Par contre la CAF du Rhône a adopté ce dispositif. Donc, il n’y a pas réellement égalité de traitement pour un service public qui se dit égalitaire.

L’association des Bailleurs sociaux de l’Isère a entamé un dialogue avec la CAF de l’Isère depuis de longs mois, mais sans succès. Cette posture entraîne entre autres, des procédures administratives avec coûts de fonctionnement non négligeables, chez tous les bailleurs.

L’autre conséquence de cette histoire : c’est qu’au final, lorsque le locataire est expulsé, les bailleurs perdent tout le montant des APL qu’ils auraient dû percevoir durant la période où le locataire est maintenu dans son logement, soit durant environ 2 ou 3 ans. Ce sont des sommes significatives chez chaque bailleur, même s’il n’y a pas beaucoup d’expulsions.

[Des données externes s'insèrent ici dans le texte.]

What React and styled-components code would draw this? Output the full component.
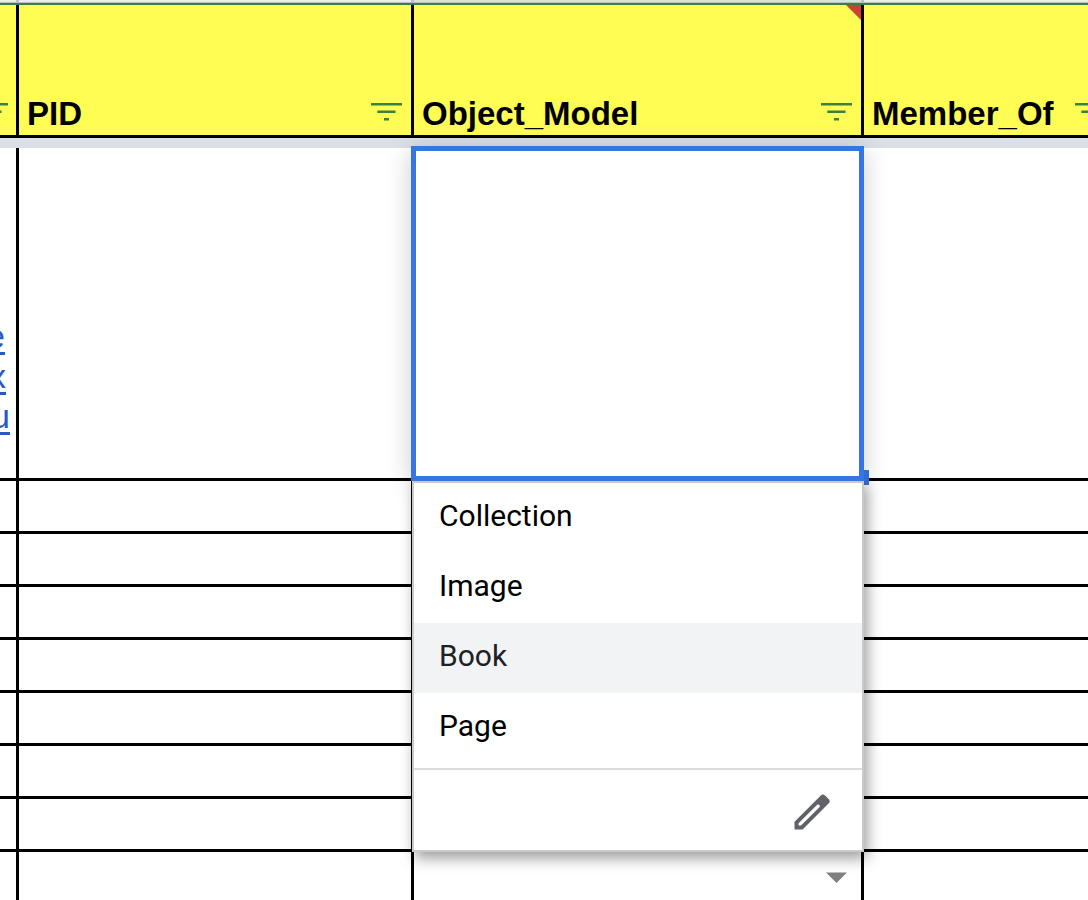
import React from "react";
import styled, { createGlobalStyle } from "styled-components";

const GlobalStyle = createGlobalStyle`
  *, *::before, *::after { box-sizing: border-box; }
  body { margin: 0; background: #fff; }
  button { padding: 0; border: 0; background: none; font: inherit; color: inherit; cursor: pointer; }
`;

const Sheet = styled.main`
  height: 100vh;
  overflow: hidden;
  background: #fff;
  font-family: "Liberation Sans", Arial, sans-serif;
`;

const Grid = styled.table`
  width: calc(100% + 30px);
  table-layout: fixed;
  border-spacing: 0;
`;

const Column = styled.col`
  width: ${(p) => (p.$width ? `${p.$width}px` : "auto")};
`;

const StripCell = styled.td`
  height: 3px;
  padding: 0;
  background: ${(p) => (p.$active ? "#d3e6d9" : "#e8eff0")};
  border-right: 3px solid #c0c0c0;
  border-bottom: 1px solid #c0c0c0;
`;

const FilterEdge = styled.td`
  height: 2px;
  padding: 0;
  background: #3a7f45;
`;

const HeaderCell = styled.th`
  position: relative;
  height: 133px;
  padding: 0 9px 0 8px;
  vertical-align: bottom;
  background: #fffd54;
  border-right: 3px solid #000;
  border-bottom: 3px solid #000;
`;

const HeaderContent = styled.div`
  display: flex;
  align-items: center;
  justify-content: ${(p) => (p.$clipped ? "flex-end" : "space-between")};
  height: 46px;
`;

const HeaderLabel = styled.span`
  padding-top: 4px;
  font-size: 33px;
  font-weight: 700;
  line-height: 42px;
  white-space: nowrap;
`;

const FilterButton = styled.button`
  flex: none;
  width: 31px;
  height: 18px;
  svg { display: block; }
`;

const NoteMark = styled.span`
  position: absolute;
  top: 0;
  right: 0;
  border-top: 15px solid #cc4133;
  border-left: 15px solid transparent;
`;

const FreezeBar = styled.td`
  height: 10px;
  padding: 0;
  background: #dadfe8;
`;

const Cell = styled.td`
  position: relative;
  height: ${(p) => (p.$tall ? 333 : 53)}px;
  padding: 0;
  border-right: 3px solid #000;
  border-bottom: 3px solid #000;
`;

const CellLink = styled.a`
  display: flex;
  flex-direction: column;
  align-items: flex-end;
  padding-top: 126px;
  color: #2659c7;
  font-size: 34px;
  line-height: 40px;
  text-decoration: none;
`;

const LinkLine = styled.span`
  margin-right: ${(p) => p.$gap}px;
  text-decoration: underline;
  text-decoration-thickness: 3px;
  text-underline-offset: 4px;
`;

const Editor = styled.div`
  position: absolute;
  z-index: 2;
  inset: -2px -3px -3px;
  background: #fff;
  border: 5px solid #3576e0;
  box-shadow: 0 4px 24px rgba(0, 0, 0, 0.2);
`;

const FillHandle = styled.span`
  position: absolute;
  right: -10px;
  bottom: -9px;
  width: 5px;
  height: 15px;
  background: #316dd0;
`;

const Menu = styled.div`
  position: absolute;
  top: calc(100% + 5px);
  left: -4px;
  right: -5px;
  background: #fff;
  border: 2px solid #cacaca;
  box-shadow: 3px 6px 14px rgba(0, 0, 0, 0.4);
  clip-path: inset(0 -40px -40px -40px);
  font-family: Roboto, sans-serif;
`;

const Options = styled.ul`
  margin: 0;
  padding: 0 0 5px;
  list-style: none;
`;

const Option = styled.button`
  display: block;
  width: 100%;
  height: 70px;
  padding: 0 25px 4px;
  background: ${(p) => (p.$active ? "#f1f3f4" : "#fff")};
  color: ${(p) => (p.$active ? "#202124" : "#000")};
  font-size: 30px;
  line-height: 66px;
  text-align: left;
`;

const MenuFooter = styled.div`
  display: flex;
  align-items: center;
  justify-content: flex-end;
  height: 82px;
  padding: 4px 32px 0 0;
  border-top: 2px solid #dadce0;
`;

const EditButton = styled.button`
  width: 36px;
  height: 36px;
  svg { display: block; }
`;

const CaretButton = styled.button`
  display: block;
  width: 21px;
  height: 11px;
  margin: 0 14px 0 auto;
  svg { display: block; }
`;

function Filter({ name }) {
  return (
    <FilterButton type="button" aria-label={`Filter ${name}`}>
      <svg width="31" height="18" viewBox="0 0 31 18" fill="#3a7f45">
        <rect width="31" height="2.5" />
        <rect x="6.3" y="7.5" width="18.2" height="2.5" />
        <rect x="13" y="15" width="5" height="2.5" />
      </svg>
    </FilterButton>
  );
}

const options = ["Collection", "Image", "Book", "Page"];
const linkLines = [
  { text: "e", gap: 11 },
  { text: "x", gap: 10 },
  { text: "u", gap: 6 },
];
const rows = [1, 2, 3, 4, 5, 6, 7, 8];

export default function App() {
  return (
    <Sheet>
      <GlobalStyle />
      <Grid>
        <colgroup>
          <Column $width={19} />
          <Column $width={395} />
          <Column $width={450} />
          <Column />
        </colgroup>
        <thead>
          <tr>
            <StripCell />
            <StripCell />
            <StripCell $active />
            <StripCell />
          </tr>
          <tr>
            <FilterEdge colSpan={4} />
          </tr>
          <tr>
            <HeaderCell scope="col">
              <HeaderContent $clipped>
                <Filter name="column" />
              </HeaderContent>
            </HeaderCell>
            <HeaderCell scope="col">
              <HeaderContent>
                <HeaderLabel>PID</HeaderLabel>
                <Filter name="PID" />
              </HeaderContent>
            </HeaderCell>
            <HeaderCell scope="col">
              <HeaderContent>
                <HeaderLabel>Object_Model</HeaderLabel>
                <Filter name="Object_Model" />
              </HeaderContent>
              <NoteMark />
            </HeaderCell>
            <HeaderCell scope="col">
              <HeaderContent>
                <HeaderLabel>Member_Of</HeaderLabel>
                <Filter name="Member_Of" />
              </HeaderContent>
            </HeaderCell>
          </tr>
        </thead>
        <tbody>
          <tr>
            <FreezeBar colSpan={4} />
          </tr>
          <tr>
            <Cell $tall>
              <CellLink href="#">
                {linkLines.map((line) => (
                  <LinkLine key={line.text} $gap={line.gap}>{line.text}</LinkLine>
                ))}
              </CellLink>
            </Cell>
            <Cell $tall />
            <Cell $tall>
              <Editor>
                <FillHandle />
                <Menu>
                  <Options>
                    {options.map((name) => (
                      <li key={name}>
                        <Option type="button" $active={name === "Book"}>{name}</Option>
                      </li>
                    ))}
                  </Options>
                  <MenuFooter>
                    <EditButton type="button" aria-label="Edit options">
                      <svg width="36" height="36" viewBox="0 0 36 36">
                        <path
                          fill="#5f6368"
                          fillRule="evenodd"
                          d="M.5 27.8 26.8 1.4Q28.8-.2 31 1.4L34.8 5.2Q36.6 7.2 34.8 9.2L8.6 35.6H.5ZM4.6 29.2V31.6H7L25.4 13.2Q26.4 12 25.4 11Q24.4 10 23.2 10.8Z"
                        />
                      </svg>
                    </EditButton>
                  </MenuFooter>
                </Menu>
              </Editor>
            </Cell>
            <Cell $tall />
          </tr>
          {rows.map((row) => (
            <tr key={row}>
              <Cell />
              <Cell />
              <Cell>
                {row === 8 && (
                  <CaretButton type="button" aria-label="Open options">
                    <svg width="21" height="11" viewBox="0 0 21 11">
                      <path fill="#808080" d="M0 .5H21L10.5 11Z" />
                    </svg>
                  </CaretButton>
                )}
              </Cell>
              <Cell />
            </tr>
          ))}
        </tbody>
      </Grid>
    </Sheet>
  );
}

La CAF, présente ainsi un résultat annuel plutôt satisfaisant à sa « maison mère » la CNAF.
Tout APL non versée, ne revient jamais au locataire ou au bailleur en cas d’expulsion ou de départ. Cela plombe les comptes des bailleurs et la dette reste due par le locataire.

En conclusion,
– ces expulsions sont toujours des drames humains, même si parfois, il serait nécessaire que certains ménages bénéficient de passages, soit en centre d’hébergement et de réinsertion sociale ou en hôtel social, avec un accompagnement socail très soutenu, qui permet d’améliorer la situation financière, mais aussi avec une aide à l’accompagnement éducatif auprès des enfants, car malheureusement, il peut y avoir d’autres problèmes sociaux que des difficultés économiques.
– les bailleurs sociaux dont 80 % des ressources proviennent des loyers versés par les locataires, se voient spolier de montants non négligeables qui pourraient servir à l’amélioration du parc locatif par une gestion de proximité améliorée.
– Il y a une formidable inégalité de traitement en France, alors que le versement des allocations logement est censé être un égal droit d’accès pour tous les citoyens de ce pays. Tout en précisant, que les bailleurs sociaux doivent toujours améliorer leur dispositif contre les expulsions.